*** Dataset content

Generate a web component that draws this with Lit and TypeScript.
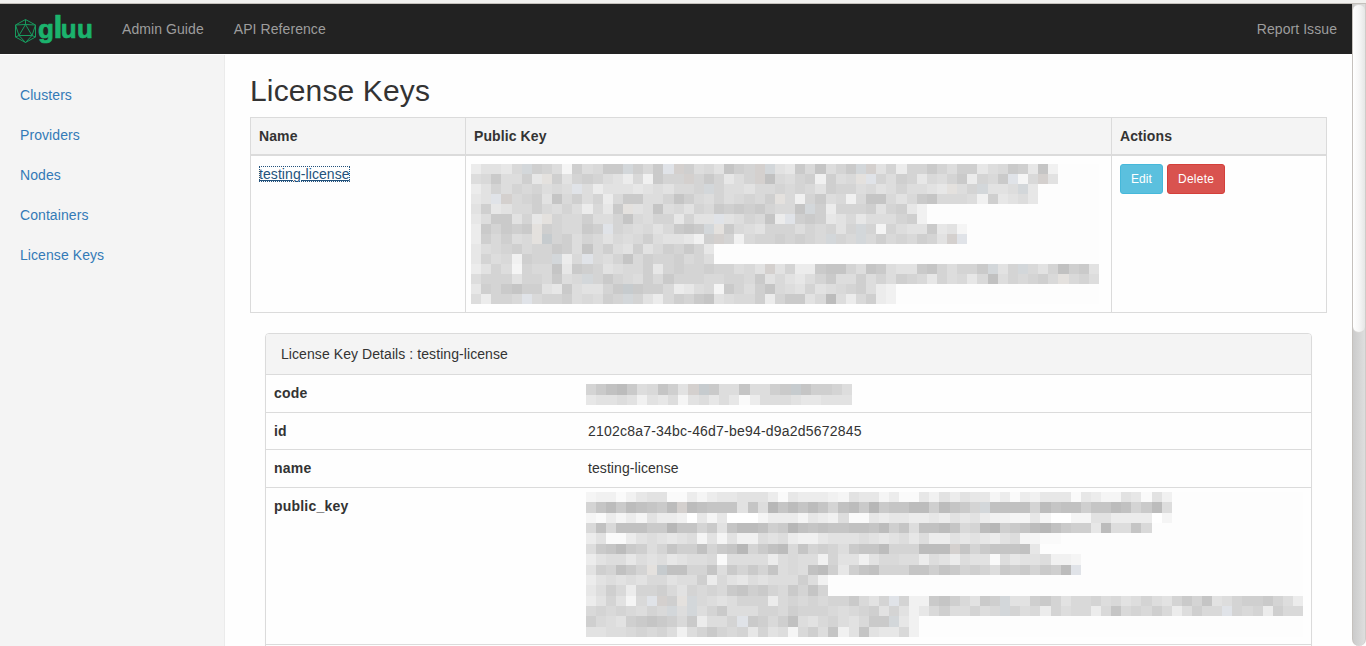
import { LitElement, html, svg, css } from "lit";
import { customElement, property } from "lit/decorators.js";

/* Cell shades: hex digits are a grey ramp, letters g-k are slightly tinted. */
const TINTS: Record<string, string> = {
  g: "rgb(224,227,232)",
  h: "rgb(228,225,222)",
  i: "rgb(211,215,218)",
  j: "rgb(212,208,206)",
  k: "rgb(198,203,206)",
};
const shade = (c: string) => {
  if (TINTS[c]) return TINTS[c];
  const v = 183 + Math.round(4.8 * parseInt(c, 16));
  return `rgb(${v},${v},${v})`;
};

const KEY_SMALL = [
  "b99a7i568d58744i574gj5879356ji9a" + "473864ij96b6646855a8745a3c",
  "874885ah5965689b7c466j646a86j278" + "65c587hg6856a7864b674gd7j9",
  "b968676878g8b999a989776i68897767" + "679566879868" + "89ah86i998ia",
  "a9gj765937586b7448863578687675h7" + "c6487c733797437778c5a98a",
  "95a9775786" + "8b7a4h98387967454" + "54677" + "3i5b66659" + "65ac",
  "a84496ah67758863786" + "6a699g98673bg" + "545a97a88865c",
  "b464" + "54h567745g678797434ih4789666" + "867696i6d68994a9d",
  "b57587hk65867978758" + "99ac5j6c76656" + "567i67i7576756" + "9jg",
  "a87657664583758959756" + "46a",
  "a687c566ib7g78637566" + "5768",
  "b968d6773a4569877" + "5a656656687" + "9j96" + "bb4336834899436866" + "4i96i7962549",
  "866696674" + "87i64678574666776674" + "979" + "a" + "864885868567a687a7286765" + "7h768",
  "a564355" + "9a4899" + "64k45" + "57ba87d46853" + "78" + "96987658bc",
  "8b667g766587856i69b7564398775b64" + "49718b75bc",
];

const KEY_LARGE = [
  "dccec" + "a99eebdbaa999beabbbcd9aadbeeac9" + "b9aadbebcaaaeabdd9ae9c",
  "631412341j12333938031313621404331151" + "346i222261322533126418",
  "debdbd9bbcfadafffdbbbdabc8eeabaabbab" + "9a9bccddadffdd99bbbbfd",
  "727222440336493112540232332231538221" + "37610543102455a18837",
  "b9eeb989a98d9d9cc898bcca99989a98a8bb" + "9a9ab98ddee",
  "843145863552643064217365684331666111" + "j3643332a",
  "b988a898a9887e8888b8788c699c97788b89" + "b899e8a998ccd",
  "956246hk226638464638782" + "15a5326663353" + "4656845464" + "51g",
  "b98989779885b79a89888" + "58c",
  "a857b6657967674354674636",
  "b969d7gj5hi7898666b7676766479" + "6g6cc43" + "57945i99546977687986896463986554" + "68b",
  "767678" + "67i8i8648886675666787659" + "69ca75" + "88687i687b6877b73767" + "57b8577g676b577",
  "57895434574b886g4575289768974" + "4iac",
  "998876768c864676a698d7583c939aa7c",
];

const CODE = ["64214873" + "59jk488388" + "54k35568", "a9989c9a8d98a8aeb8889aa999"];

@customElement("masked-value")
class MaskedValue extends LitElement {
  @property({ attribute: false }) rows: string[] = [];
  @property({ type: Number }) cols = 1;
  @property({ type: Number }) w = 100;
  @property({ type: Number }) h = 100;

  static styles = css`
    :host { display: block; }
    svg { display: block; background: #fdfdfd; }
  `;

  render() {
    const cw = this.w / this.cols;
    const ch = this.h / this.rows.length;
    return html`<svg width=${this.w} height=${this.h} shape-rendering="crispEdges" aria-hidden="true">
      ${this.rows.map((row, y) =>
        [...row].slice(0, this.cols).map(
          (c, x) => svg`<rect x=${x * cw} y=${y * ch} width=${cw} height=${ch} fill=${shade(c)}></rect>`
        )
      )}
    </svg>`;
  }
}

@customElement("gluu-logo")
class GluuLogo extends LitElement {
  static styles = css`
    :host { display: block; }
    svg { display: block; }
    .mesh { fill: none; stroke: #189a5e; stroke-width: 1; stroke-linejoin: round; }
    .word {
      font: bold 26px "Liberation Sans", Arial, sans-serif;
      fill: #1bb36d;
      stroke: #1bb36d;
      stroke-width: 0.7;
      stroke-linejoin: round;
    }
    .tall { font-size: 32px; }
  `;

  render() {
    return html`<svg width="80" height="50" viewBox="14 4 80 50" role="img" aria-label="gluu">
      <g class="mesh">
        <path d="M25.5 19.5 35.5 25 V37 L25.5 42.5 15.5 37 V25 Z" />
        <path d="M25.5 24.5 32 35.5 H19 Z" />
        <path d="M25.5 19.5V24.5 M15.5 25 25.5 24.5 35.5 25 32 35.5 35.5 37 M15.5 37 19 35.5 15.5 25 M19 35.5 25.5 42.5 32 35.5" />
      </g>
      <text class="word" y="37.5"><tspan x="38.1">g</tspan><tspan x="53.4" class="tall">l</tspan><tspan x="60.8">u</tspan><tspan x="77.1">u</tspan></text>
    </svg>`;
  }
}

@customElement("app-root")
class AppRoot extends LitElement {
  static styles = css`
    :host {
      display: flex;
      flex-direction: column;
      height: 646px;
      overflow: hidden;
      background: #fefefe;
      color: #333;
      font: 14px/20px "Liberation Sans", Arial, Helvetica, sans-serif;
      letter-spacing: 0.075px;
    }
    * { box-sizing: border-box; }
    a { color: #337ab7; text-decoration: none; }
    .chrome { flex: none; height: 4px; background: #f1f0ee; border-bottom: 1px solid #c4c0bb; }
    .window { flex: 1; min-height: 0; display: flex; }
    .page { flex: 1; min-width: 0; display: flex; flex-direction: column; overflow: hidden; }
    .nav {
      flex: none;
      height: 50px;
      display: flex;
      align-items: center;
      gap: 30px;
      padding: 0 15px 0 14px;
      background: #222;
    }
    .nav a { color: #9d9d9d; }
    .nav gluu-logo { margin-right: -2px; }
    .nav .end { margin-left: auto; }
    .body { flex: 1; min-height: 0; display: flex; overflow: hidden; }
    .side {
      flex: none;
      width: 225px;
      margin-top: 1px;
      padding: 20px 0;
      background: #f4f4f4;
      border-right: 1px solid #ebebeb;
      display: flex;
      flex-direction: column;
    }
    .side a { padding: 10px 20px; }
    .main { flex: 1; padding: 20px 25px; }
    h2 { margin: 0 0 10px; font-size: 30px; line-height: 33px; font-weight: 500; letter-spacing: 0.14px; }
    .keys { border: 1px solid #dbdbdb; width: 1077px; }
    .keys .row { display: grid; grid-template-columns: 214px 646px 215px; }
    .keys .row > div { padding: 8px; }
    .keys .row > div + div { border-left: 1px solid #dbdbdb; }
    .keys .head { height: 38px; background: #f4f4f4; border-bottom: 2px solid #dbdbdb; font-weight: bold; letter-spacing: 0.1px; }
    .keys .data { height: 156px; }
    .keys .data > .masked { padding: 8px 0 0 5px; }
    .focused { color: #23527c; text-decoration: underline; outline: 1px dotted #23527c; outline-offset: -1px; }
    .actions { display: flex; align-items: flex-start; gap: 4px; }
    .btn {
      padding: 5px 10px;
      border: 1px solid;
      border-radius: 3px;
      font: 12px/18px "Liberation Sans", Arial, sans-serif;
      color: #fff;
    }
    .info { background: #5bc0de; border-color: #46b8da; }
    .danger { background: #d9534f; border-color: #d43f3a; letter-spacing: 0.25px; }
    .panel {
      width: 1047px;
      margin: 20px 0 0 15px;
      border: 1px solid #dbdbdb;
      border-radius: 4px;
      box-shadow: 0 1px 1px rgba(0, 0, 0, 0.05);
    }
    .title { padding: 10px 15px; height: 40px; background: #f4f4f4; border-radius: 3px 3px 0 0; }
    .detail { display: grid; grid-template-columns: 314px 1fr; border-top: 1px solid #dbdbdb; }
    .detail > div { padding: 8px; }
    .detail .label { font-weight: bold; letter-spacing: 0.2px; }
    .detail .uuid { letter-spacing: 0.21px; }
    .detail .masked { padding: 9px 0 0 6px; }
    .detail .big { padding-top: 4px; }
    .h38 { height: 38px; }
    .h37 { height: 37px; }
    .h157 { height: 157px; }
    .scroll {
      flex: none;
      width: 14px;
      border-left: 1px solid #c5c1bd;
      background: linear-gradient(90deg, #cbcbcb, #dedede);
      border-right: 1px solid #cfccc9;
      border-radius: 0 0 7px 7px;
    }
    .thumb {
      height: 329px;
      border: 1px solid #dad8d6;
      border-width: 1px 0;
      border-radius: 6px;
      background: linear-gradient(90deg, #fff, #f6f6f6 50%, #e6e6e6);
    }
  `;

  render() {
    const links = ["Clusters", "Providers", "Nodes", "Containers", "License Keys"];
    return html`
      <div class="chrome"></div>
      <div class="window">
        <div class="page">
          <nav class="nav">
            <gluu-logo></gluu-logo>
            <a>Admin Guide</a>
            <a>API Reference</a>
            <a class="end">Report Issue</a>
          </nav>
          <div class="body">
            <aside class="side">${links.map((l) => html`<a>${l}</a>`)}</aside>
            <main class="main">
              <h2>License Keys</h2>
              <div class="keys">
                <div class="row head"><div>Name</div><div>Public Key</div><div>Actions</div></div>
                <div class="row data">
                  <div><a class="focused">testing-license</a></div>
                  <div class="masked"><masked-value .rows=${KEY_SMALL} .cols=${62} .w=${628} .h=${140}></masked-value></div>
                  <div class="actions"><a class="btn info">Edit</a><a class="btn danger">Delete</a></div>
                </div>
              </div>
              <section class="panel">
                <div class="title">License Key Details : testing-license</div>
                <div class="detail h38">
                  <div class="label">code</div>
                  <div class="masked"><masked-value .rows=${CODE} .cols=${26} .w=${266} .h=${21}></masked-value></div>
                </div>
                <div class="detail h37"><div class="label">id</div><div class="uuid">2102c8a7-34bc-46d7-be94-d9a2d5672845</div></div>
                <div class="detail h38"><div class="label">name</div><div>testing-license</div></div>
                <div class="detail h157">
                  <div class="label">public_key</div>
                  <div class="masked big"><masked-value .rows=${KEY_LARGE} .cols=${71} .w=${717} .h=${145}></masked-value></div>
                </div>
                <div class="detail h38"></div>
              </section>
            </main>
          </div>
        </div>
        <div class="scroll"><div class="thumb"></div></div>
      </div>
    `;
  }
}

******

# Directive:
Copy down every line of the material above that includes the string "this".

# Solved problem:
Generate a web component that draws this with Lit and TypeScript.
    const cw = this.w / this.cols;
    const ch = this.h / this.rows.length;
    return html`<svg width=${this.w} height=${this.h} shape-rendering="crispEdges" aria-hidden="true">
      ${this.rows.map((row, y) =>
        [...row].slice(0, this.cols).map(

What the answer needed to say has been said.